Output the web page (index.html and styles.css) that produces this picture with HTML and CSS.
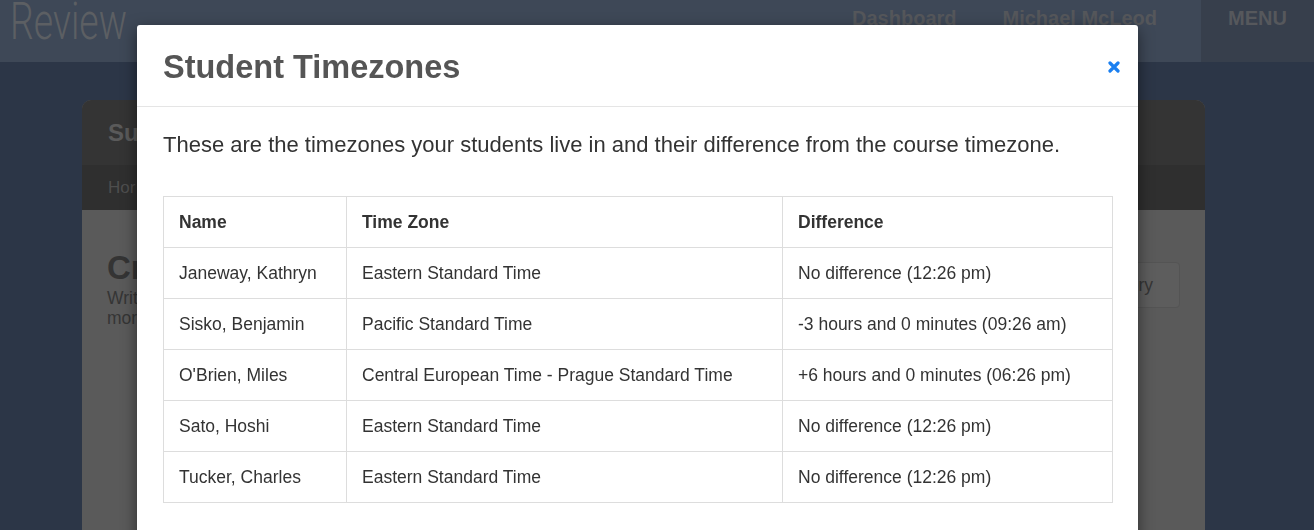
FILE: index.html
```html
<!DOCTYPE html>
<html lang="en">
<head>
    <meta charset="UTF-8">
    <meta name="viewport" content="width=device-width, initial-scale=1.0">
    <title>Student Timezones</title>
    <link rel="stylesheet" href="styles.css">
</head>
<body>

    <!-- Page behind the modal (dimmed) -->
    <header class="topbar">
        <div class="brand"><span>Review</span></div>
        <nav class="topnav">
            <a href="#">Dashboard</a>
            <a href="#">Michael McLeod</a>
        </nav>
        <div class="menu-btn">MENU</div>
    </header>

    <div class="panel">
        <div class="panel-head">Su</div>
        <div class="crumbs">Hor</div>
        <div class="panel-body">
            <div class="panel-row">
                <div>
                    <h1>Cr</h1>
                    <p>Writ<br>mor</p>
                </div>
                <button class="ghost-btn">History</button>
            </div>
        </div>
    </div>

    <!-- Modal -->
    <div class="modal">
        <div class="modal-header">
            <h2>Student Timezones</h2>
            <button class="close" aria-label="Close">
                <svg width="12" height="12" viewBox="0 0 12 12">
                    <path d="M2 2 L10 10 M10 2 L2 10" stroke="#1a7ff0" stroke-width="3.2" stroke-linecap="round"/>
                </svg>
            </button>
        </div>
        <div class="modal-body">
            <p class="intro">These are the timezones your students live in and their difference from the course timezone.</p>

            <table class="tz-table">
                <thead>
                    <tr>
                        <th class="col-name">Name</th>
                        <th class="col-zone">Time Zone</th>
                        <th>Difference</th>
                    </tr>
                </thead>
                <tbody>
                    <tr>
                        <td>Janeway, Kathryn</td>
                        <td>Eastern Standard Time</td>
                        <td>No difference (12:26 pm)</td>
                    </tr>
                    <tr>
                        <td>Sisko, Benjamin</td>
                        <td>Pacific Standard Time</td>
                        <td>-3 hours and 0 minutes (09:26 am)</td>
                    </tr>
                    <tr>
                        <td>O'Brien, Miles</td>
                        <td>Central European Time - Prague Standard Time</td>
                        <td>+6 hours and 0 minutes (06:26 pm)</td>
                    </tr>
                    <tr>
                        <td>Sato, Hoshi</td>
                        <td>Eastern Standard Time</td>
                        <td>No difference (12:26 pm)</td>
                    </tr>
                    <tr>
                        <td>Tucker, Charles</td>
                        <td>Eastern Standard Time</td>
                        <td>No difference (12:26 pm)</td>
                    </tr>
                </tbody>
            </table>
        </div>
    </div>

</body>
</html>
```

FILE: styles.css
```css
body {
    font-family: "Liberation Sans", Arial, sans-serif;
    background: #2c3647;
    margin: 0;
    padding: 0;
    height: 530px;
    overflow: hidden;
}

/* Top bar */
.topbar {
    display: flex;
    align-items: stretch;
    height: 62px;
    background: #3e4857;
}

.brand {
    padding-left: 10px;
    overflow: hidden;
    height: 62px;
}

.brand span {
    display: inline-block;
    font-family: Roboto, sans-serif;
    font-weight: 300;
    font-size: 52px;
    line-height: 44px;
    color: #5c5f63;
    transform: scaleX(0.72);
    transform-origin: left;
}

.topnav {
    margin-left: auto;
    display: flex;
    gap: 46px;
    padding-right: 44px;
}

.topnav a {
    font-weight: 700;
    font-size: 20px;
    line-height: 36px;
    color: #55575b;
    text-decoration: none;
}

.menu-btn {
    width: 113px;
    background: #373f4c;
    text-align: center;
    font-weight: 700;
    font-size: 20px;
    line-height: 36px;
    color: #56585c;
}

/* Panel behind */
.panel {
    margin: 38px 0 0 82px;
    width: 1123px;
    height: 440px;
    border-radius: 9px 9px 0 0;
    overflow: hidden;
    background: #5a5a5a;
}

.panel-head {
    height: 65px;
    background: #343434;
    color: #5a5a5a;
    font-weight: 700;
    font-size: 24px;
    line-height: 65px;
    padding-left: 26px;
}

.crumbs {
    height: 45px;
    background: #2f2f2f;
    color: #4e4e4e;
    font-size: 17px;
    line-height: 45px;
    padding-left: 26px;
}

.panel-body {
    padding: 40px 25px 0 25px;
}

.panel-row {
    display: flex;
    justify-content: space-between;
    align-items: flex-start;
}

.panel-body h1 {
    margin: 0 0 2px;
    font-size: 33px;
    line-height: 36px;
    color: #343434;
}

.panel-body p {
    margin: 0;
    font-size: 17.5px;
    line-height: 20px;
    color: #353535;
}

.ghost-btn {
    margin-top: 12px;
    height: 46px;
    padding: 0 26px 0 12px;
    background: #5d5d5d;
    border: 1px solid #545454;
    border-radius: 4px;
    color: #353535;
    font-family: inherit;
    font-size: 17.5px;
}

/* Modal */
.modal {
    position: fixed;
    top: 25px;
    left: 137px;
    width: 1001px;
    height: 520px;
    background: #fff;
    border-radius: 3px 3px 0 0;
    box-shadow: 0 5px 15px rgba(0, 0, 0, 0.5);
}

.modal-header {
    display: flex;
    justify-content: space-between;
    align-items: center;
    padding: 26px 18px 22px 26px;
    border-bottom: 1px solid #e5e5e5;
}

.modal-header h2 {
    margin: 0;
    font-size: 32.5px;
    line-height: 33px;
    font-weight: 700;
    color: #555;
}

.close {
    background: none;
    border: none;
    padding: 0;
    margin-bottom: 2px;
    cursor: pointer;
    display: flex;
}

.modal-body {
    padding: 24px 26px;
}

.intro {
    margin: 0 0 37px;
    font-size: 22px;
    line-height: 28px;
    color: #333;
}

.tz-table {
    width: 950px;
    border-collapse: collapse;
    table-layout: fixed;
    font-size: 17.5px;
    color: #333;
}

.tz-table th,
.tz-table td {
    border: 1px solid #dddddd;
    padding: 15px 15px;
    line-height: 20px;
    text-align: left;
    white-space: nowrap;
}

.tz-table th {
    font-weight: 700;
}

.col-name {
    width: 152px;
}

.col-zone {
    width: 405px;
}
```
──────
*Written request:* Omit the pictures, then output the rest of the listing exactly.

*Exercise result:*
Output the web page (index.html and styles.css) that produces this picture with HTML and CSS.
FILE: index.html
```html
<!DOCTYPE html>
<html lang="en">
<head>
    <meta charset="UTF-8">
    <meta name="viewport" content="width=device-width, initial-scale=1.0">
    <title>Student Timezones</title>
    <link rel="stylesheet" href="styles.css">
</head>
<body>

    <!-- Page behind the modal (dimmed) -->
    <header class="topbar">
        <div class="brand"><span>Review</span></div>
        <nav class="topnav">
            <a href="#">Dashboard</a>
            <a href="#">Michael McLeod</a>
        </nav>
        <div class="menu-btn">MENU</div>
    </header>

    <div class="panel">
        <div class="panel-head">Su</div>
        <div class="crumbs">Hor</div>
        <div class="panel-body">
            <div class="panel-row">
                <div>
                    <h1>Cr</h1>
                    <p>Writ<br>mor</p>
                </div>
                <button class="ghost-btn">History</button>
            </div>
        </div>
    </div>

    <!-- Modal -->
    <div class="modal">
        <div class="modal-header">
            <h2>Student Timezones</h2>
            <button class="close" aria-label="Close">
                <svg width="12" height="12" viewBox="0 0 12 12">
                    <path d="M2 2 L10 10 M10 2 L2 10" stroke="#1a7ff0" stroke-width="3.2" stroke-linecap="round"/>
                </svg>
            </button>
        </div>
        <div class="modal-body">
            <p class="intro">These are the timezones your students live in and their difference from the course timezone.</p>

            <table class="tz-table">
                <thead>
                    <tr>
                        <th class="col-name">Name</th>
                        <th class="col-zone">Time Zone</th>
                        <th>Difference</th>
                    </tr>
                </thead>
                <tbody>
                    <tr>
                        <td>Janeway, Kathryn</td>
                        <td>Eastern Standard Time</td>
                        <td>No difference (12:26 pm)</td>
                    </tr>
                    <tr>
                        <td>Sisko, Benjamin</td>
                        <td>Pacific Standard Time</td>
                        <td>-3 hours and 0 minutes (09:26 am)</td>
                    </tr>
                    <tr>
                        <td>O'Brien, Miles</td>
                        <td>Central European Time - Prague Standard Time</td>
                        <td>+6 hours and 0 minutes (06:26 pm)</td>
                    </tr>
                    <tr>
                        <td>Sato, Hoshi</td>
                        <td>Eastern Standard Time</td>
                        <td>No difference (12:26 pm)</td>
                    </tr>
                    <tr>
                        <td>Tucker, Charles</td>
                        <td>Eastern Standard Time</td>
                        <td>No difference (12:26 pm)</td>
                    </tr>
                </tbody>
            </table>
        </div>
    </div>

</body>
</html>
```

FILE: styles.css
```css
body {
    font-family: "Liberation Sans", Arial, sans-serif;
    background: #2c3647;
    margin: 0;
    padding: 0;
    height: 530px;
    overflow: hidden;
}

/* Top bar */
.topbar {
    display: flex;
    align-items: stretch;
    height: 62px;
    background: #3e4857;
}

.brand {
    padding-left: 10px;
    overflow: hidden;
    height: 62px;
}

.brand span {
    display: inline-block;
    font-family: Roboto, sans-serif;
    font-weight: 300;
    font-size: 52px;
    line-height: 44px;
    color: #5c5f63;
    transform: scaleX(0.72);
    transform-origin: left;
}

.topnav {
    margin-left: auto;
    display: flex;
    gap: 46px;
    padding-right: 44px;
}

.topnav a {
    font-weight: 700;
    font-size: 20px;
    line-height: 36px;
    color: #55575b;
    text-decoration: none;
}

.menu-btn {
    width: 113px;
    background: #373f4c;
    text-align: center;
    font-weight: 700;
    font-size: 20px;
    line-height: 36px;
    color: #56585c;
}

/* Panel behind */
.panel {
    margin: 38px 0 0 82px;
    width: 1123px;
    height: 440px;
    border-radius: 9px 9px 0 0;
    overflow: hidden;
    background: #5a5a5a;
}

.panel-head {
    height: 65px;
    background: #343434;
    color: #5a5a5a;
    font-weight: 700;
    font-size: 24px;
    line-height: 65px;
    padding-left: 26px;
}

.crumbs {
    height: 45px;
    background: #2f2f2f;
    color: #4e4e4e;
    font-size: 17px;
    line-height: 45px;
    padding-left: 26px;
}

.panel-body {
    padding: 40px 25px 0 25px;
}

.panel-row {
    display: flex;
    justify-content: space-between;
    align-items: flex-start;
}

.panel-body h1 {
    margin: 0 0 2px;
    font-size: 33px;
    line-height: 36px;
    color: #343434;
}

.panel-body p {
    margin: 0;
    font-size: 17.5px;
    line-height: 20px;
    color: #353535;
}

.ghost-btn {
    margin-top: 12px;
    height: 46px;
    padding: 0 26px 0 12px;
    background: #5d5d5d;
    border: 1px solid #545454;
    border-radius: 4px;
    color: #353535;
    font-family: inherit;
    font-size: 17.5px;
}

/* Modal */
.modal {
    position: fixed;
    top: 25px;
    left: 137px;
    width: 1001px;
    height: 520px;
    background: #fff;
    border-radius: 3px 3px 0 0;
    box-shadow: 0 5px 15px rgba(0, 0, 0, 0.5);
}

.modal-header {
    display: flex;
    justify-content: space-between;
    align-items: center;
    padding: 26px 18px 22px 26px;
    border-bottom: 1px solid #e5e5e5;
}

.modal-header h2 {
    margin: 0;
    font-size: 32.5px;
    line-height: 33px;
    font-weight: 700;
    color: #555;
}

.close {
    background: none;
    border: none;
    padding: 0;
    margin-bottom: 2px;
    cursor: pointer;
    display: flex;
}

.modal-body {
    padding: 24px 26px;
}

.intro {
    margin: 0 0 37px;
    font-size: 22px;
    line-height: 28px;
    color: #333;
}

.tz-table {
    width: 950px;
    border-collapse: collapse;
    table-layout: fixed;
    font-size: 17.5px;
    color: #333;
}

.tz-table th,
.tz-table td {
    border: 1px solid #dddddd;
    padding: 15px 15px;
    line-height: 20px;
    text-align: left;
    white-space: nowrap;
}

.tz-table th {
    font-weight: 700;
}

.col-name {
    width: 152px;
}

.col-zone {
    width: 405px;
}
```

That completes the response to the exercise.